━━ Excerpted data

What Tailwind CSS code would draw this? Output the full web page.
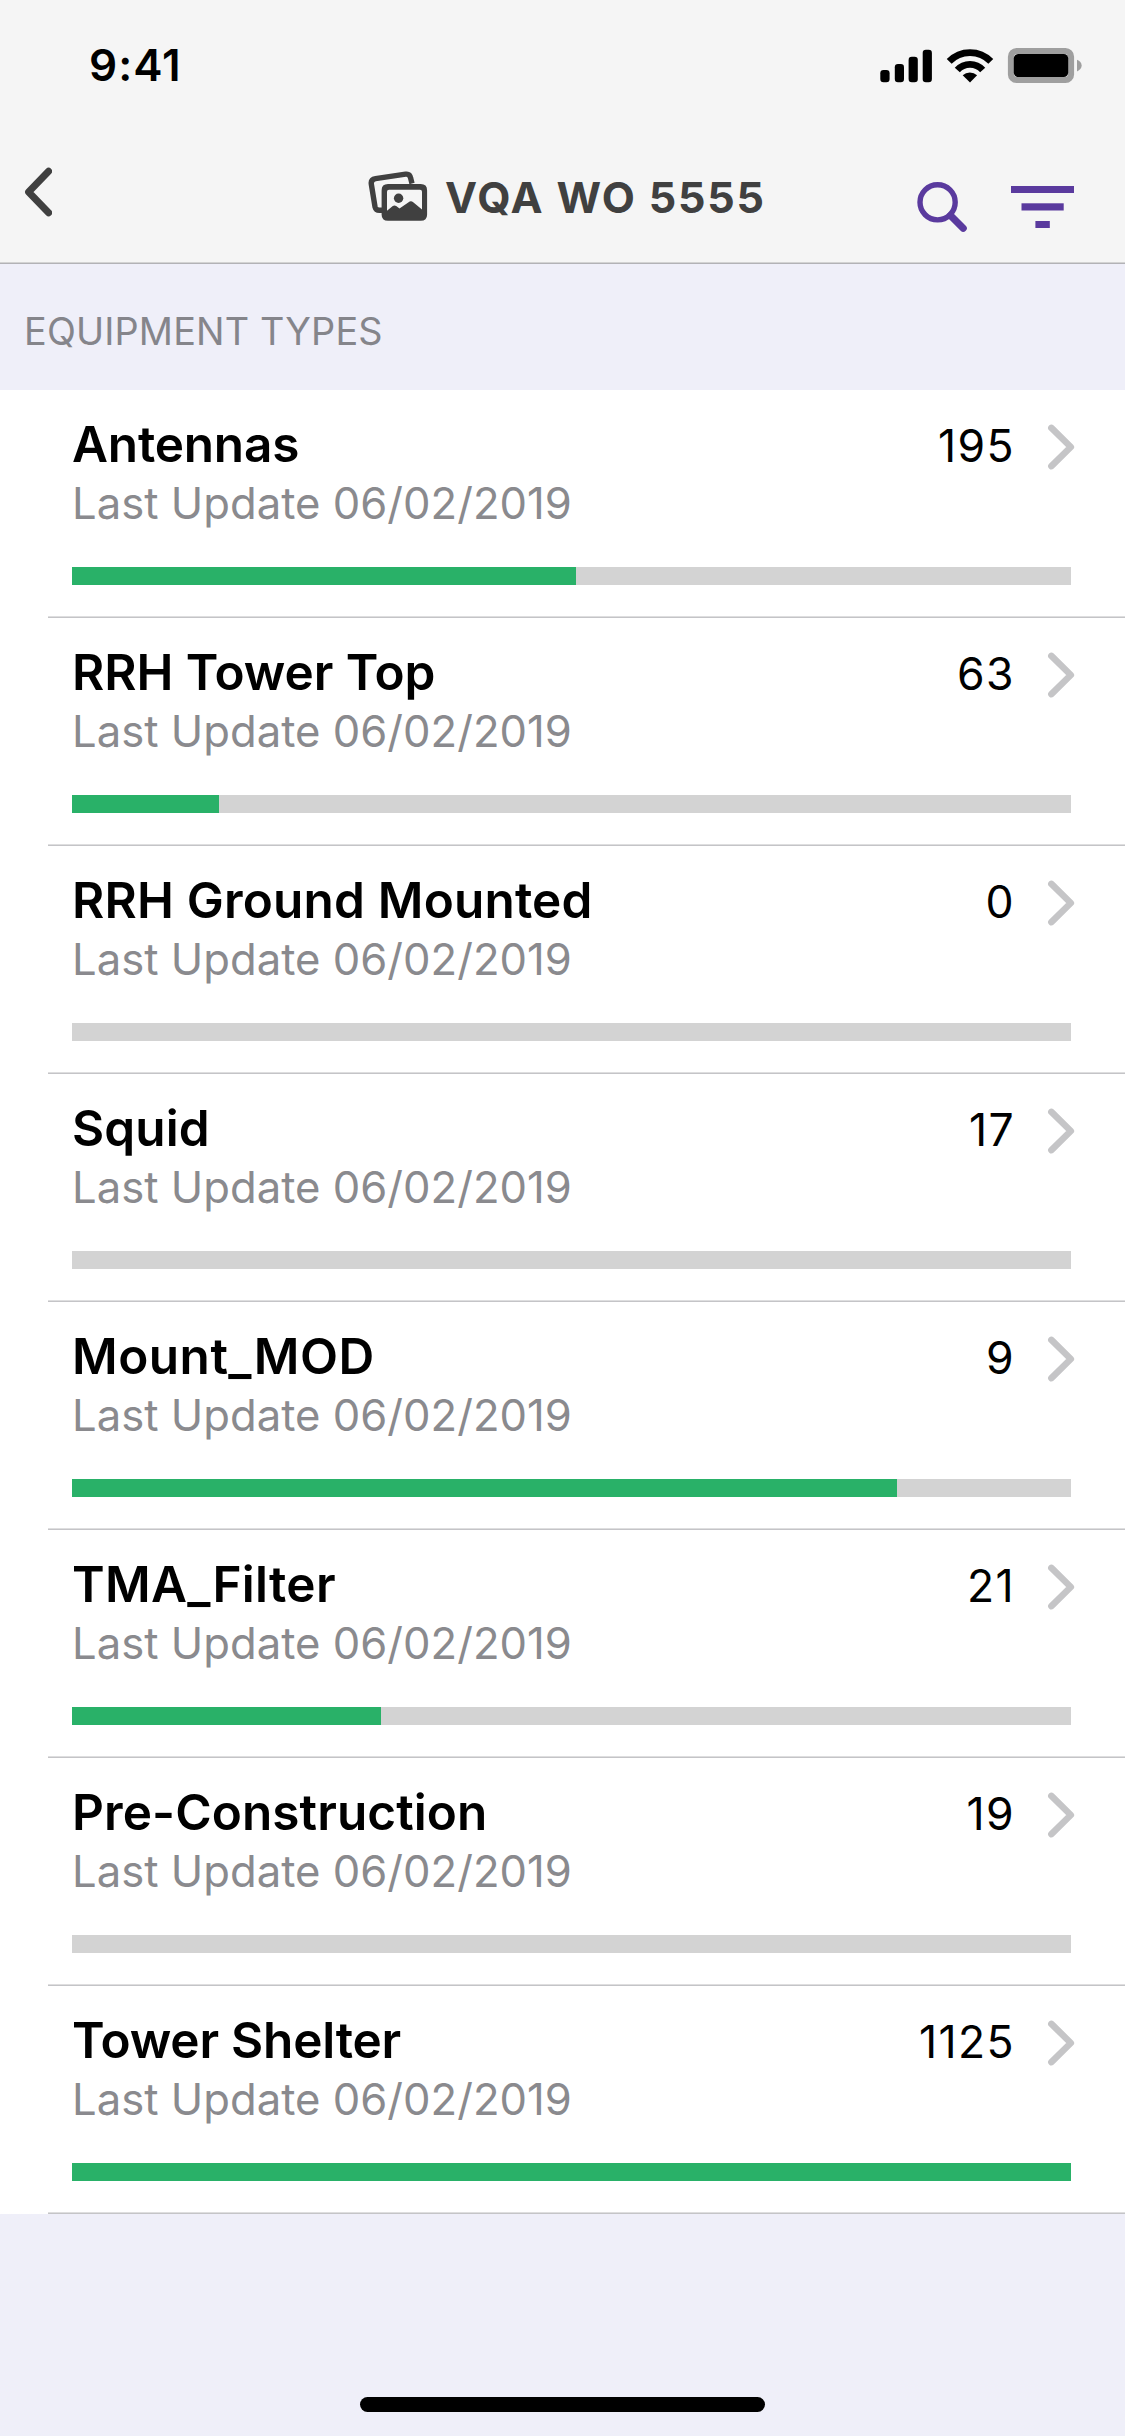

━━━━
━━ Excerpted data

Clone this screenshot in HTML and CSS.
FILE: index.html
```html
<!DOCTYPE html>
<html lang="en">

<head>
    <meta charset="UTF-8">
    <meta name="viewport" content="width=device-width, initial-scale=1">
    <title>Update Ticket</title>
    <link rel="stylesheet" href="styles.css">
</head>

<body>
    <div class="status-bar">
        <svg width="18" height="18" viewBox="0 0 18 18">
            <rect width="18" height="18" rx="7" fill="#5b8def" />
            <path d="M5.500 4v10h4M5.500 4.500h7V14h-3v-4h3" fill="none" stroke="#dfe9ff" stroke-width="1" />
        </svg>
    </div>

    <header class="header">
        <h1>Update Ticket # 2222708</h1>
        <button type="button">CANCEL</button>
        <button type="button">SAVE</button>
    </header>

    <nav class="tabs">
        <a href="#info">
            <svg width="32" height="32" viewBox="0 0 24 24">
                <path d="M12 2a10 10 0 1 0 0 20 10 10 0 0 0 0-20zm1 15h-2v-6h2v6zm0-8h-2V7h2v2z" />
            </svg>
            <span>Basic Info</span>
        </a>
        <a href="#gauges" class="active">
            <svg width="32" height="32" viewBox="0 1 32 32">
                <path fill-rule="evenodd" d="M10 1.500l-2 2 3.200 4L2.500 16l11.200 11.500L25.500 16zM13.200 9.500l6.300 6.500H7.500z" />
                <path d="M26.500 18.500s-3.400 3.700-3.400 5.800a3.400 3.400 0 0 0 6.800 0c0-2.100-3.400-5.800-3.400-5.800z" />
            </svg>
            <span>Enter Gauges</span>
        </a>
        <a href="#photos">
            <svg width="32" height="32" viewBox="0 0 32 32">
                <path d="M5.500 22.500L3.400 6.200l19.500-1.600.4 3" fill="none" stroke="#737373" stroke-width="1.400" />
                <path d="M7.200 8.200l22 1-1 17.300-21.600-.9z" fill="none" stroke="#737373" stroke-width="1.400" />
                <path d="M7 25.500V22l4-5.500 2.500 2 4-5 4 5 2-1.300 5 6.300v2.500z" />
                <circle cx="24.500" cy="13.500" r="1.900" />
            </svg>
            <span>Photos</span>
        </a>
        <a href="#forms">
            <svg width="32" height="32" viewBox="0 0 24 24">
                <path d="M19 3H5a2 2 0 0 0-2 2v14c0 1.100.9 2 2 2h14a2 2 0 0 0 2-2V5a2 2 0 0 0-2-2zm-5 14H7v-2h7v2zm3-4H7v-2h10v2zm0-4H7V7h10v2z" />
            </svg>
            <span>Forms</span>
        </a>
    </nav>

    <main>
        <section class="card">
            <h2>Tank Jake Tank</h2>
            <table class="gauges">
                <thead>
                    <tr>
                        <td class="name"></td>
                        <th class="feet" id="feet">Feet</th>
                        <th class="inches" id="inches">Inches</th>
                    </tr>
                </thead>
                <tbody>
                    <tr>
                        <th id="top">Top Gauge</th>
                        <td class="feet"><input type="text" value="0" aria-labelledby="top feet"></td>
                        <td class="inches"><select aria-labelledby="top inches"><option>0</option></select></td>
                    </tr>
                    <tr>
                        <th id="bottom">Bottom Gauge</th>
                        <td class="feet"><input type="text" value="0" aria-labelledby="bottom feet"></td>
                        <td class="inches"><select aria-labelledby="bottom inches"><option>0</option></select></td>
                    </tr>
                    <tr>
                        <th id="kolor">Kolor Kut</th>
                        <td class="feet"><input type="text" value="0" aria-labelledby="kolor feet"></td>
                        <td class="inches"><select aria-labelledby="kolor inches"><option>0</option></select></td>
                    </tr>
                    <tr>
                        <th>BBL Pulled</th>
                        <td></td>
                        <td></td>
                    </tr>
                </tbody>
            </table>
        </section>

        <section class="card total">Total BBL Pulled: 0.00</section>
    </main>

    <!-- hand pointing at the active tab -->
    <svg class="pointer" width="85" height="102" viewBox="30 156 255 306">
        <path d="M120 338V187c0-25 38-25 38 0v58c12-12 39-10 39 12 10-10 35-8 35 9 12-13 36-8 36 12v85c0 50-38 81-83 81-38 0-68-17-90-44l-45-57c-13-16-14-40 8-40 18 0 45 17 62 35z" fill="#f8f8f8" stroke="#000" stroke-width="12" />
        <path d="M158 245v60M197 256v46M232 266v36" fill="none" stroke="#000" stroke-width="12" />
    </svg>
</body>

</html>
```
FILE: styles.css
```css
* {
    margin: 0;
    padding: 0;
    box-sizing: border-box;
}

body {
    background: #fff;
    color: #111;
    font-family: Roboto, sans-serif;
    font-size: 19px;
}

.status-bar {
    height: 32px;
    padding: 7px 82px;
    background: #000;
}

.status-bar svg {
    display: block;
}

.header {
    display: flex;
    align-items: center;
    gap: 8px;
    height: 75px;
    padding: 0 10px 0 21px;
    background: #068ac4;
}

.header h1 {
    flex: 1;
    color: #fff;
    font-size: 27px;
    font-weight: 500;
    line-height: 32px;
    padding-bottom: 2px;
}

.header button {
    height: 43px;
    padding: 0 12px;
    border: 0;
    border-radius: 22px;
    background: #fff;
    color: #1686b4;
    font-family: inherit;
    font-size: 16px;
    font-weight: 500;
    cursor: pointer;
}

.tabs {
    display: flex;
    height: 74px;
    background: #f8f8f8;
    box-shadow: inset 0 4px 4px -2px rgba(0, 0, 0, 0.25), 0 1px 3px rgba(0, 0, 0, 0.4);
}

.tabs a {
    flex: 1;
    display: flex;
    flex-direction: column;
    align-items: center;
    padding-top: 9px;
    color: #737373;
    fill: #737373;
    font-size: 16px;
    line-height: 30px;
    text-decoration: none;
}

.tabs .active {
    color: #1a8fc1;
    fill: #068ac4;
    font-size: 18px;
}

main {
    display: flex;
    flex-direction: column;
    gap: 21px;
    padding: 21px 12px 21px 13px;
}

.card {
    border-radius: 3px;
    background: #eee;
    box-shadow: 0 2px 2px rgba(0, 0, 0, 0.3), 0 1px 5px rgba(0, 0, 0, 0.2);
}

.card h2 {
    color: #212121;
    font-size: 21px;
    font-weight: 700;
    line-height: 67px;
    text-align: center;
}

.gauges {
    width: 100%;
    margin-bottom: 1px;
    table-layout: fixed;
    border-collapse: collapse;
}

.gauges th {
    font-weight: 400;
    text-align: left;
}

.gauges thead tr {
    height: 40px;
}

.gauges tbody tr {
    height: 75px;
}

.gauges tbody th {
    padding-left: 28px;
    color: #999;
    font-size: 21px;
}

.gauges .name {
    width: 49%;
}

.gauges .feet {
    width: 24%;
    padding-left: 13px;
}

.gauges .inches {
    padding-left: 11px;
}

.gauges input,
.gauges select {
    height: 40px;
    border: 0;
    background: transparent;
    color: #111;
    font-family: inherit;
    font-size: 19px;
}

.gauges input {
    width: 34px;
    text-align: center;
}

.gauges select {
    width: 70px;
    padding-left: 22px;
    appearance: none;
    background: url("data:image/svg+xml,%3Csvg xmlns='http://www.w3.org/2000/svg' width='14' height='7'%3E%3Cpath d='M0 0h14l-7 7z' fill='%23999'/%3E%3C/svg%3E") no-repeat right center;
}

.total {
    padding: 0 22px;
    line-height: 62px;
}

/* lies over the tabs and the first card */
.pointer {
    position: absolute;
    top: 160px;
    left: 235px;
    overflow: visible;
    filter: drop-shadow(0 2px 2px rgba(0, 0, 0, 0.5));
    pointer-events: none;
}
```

━━━━
━━ Excerpted data

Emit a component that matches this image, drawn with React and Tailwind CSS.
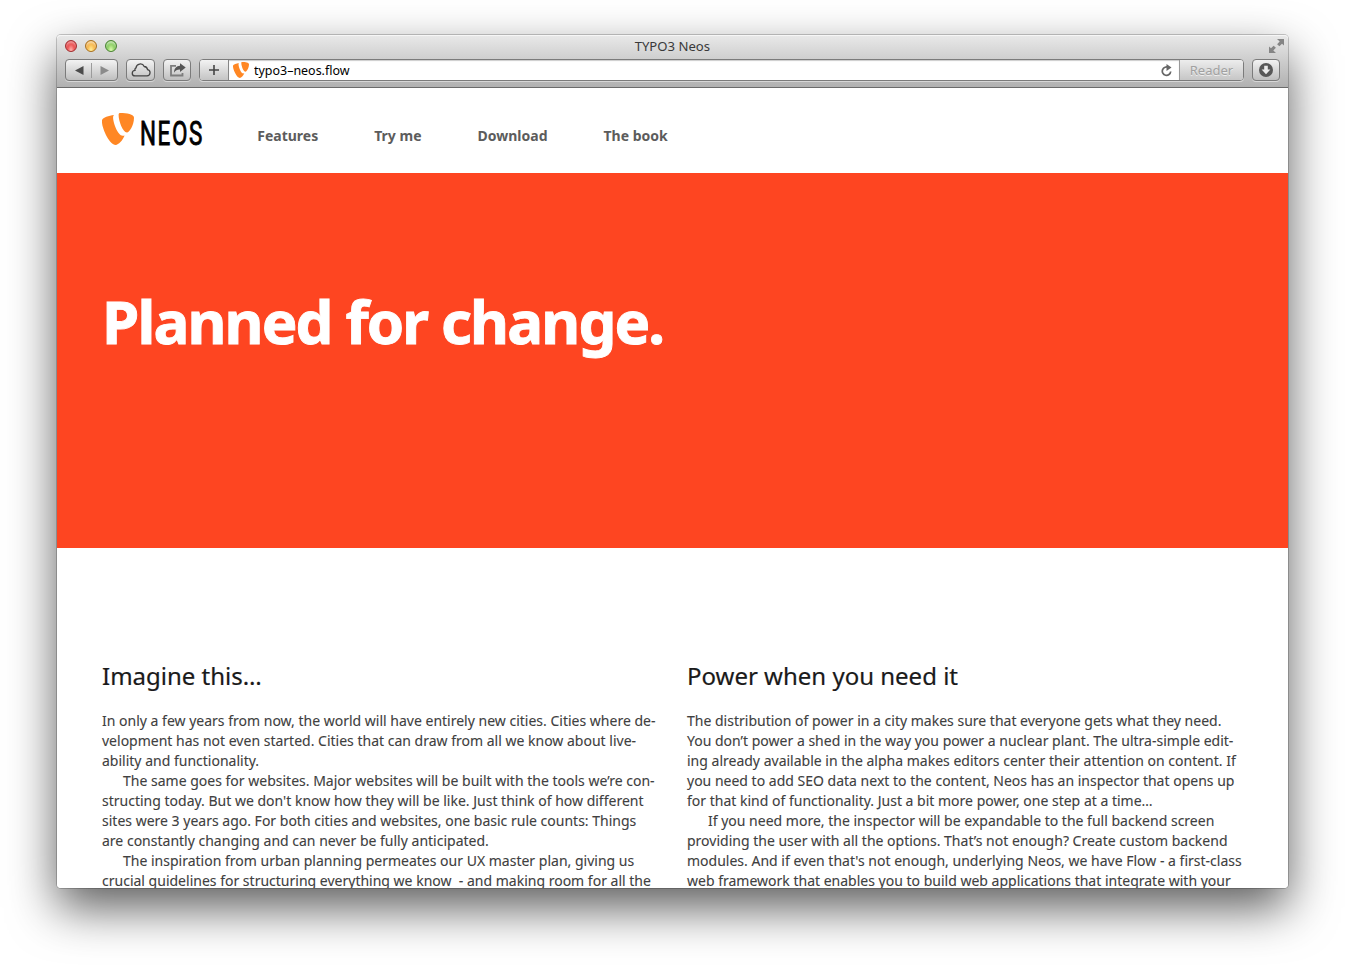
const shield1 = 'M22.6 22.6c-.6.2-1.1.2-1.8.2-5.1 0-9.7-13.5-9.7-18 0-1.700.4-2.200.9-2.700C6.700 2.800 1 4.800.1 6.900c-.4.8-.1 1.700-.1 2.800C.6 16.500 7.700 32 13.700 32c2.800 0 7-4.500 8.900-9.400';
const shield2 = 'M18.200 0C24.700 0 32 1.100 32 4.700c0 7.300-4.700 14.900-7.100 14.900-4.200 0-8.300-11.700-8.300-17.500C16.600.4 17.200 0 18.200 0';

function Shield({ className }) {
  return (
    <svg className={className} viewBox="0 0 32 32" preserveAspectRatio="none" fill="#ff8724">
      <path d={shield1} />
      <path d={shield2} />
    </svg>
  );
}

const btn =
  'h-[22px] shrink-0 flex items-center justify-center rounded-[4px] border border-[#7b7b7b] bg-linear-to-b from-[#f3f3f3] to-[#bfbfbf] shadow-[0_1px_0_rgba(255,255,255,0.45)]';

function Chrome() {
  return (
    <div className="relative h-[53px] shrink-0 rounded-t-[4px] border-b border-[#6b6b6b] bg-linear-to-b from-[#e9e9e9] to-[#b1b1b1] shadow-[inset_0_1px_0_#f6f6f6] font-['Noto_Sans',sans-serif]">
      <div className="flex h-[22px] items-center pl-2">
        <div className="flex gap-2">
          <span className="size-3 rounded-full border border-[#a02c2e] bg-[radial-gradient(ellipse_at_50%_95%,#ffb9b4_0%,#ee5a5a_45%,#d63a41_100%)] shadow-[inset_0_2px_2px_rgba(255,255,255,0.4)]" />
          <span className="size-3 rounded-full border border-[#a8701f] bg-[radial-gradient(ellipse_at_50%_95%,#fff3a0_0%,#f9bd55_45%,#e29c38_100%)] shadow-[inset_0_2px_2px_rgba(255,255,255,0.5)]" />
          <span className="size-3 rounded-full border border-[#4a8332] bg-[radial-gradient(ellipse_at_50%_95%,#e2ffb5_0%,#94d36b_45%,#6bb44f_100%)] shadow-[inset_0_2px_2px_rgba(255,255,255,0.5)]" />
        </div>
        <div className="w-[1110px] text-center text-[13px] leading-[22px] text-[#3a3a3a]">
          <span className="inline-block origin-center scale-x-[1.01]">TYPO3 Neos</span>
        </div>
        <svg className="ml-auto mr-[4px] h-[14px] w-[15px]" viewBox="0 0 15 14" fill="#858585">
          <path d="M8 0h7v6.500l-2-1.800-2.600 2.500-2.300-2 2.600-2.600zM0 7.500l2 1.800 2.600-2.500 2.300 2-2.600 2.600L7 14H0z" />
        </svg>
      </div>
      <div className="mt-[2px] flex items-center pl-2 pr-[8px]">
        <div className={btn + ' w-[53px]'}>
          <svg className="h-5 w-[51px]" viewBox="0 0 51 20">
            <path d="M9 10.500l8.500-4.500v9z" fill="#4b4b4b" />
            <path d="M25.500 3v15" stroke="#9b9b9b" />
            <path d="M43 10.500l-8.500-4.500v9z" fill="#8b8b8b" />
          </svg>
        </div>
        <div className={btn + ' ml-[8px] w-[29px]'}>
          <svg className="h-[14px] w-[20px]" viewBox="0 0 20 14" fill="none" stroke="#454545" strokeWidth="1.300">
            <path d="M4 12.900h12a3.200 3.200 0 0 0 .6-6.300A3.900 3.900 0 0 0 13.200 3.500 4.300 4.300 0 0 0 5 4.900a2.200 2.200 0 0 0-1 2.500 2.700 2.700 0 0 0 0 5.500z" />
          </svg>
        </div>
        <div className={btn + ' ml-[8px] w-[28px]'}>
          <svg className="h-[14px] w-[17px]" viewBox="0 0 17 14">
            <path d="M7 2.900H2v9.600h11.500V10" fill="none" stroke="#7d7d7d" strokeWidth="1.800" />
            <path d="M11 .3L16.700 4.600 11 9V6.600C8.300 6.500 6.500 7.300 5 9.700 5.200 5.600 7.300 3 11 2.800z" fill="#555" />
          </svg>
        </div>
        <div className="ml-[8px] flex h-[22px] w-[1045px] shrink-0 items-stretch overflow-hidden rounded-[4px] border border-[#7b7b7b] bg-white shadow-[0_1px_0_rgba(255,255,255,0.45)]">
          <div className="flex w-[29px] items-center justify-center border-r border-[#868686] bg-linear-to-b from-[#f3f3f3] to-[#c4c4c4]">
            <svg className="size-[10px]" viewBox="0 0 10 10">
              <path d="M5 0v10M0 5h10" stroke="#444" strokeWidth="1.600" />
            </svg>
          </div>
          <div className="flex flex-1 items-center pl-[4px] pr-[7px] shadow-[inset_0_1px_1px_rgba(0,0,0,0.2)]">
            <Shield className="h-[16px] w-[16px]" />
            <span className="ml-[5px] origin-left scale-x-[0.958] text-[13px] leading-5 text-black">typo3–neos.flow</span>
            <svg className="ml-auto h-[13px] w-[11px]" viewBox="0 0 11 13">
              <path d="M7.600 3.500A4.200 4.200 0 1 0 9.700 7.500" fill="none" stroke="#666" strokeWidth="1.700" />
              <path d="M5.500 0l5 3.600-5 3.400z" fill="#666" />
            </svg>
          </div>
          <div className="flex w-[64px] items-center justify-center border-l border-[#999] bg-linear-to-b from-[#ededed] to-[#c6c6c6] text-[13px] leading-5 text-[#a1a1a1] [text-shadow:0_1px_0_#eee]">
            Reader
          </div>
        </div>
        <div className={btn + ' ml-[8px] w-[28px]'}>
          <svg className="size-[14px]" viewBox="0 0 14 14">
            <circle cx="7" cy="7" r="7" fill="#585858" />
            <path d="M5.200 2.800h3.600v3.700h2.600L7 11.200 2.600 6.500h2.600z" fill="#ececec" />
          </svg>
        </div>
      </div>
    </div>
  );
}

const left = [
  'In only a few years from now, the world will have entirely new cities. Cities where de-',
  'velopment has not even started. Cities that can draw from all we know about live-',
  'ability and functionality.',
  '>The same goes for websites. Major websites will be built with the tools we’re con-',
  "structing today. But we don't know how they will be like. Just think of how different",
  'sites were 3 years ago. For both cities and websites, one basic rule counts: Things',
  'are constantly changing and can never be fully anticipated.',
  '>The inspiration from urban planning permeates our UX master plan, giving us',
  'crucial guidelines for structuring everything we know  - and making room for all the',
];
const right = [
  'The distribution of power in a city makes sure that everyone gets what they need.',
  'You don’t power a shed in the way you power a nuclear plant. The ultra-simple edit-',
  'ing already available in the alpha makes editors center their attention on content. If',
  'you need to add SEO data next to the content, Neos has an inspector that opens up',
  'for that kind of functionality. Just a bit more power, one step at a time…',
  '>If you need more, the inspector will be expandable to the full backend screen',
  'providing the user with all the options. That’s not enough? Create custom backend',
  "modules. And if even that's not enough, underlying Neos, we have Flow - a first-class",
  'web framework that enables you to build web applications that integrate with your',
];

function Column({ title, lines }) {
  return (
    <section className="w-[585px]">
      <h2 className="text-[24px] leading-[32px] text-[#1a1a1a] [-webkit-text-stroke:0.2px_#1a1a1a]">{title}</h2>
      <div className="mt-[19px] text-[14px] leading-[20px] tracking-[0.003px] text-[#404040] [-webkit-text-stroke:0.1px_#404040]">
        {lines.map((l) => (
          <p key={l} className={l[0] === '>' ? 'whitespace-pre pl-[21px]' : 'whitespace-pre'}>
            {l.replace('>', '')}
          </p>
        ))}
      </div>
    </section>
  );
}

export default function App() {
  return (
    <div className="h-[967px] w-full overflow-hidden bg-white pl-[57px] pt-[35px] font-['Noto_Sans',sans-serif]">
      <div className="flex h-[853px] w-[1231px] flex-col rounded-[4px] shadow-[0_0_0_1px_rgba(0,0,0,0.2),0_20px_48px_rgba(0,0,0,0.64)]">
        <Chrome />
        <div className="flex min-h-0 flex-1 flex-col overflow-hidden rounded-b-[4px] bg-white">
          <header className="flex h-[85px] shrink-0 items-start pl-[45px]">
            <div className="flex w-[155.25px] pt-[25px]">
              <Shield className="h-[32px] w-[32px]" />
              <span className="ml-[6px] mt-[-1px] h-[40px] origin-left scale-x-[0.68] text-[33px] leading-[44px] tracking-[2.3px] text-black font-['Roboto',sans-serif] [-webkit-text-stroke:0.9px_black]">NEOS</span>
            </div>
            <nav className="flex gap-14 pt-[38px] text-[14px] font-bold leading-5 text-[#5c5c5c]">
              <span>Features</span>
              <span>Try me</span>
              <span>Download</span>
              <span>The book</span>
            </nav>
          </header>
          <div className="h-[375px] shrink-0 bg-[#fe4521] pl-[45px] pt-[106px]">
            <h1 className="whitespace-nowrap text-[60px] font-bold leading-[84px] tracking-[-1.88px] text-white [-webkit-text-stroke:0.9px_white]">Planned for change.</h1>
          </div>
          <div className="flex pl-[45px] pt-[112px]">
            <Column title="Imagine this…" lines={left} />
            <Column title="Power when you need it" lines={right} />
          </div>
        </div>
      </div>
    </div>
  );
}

━━━━

_Aim_
Find every line that holds "Tailwind" and copy it.

_Exercise answer_
What Tailwind CSS code would draw this? Output the full web page.
Emit a component that matches this image, drawn with React and Tailwind CSS.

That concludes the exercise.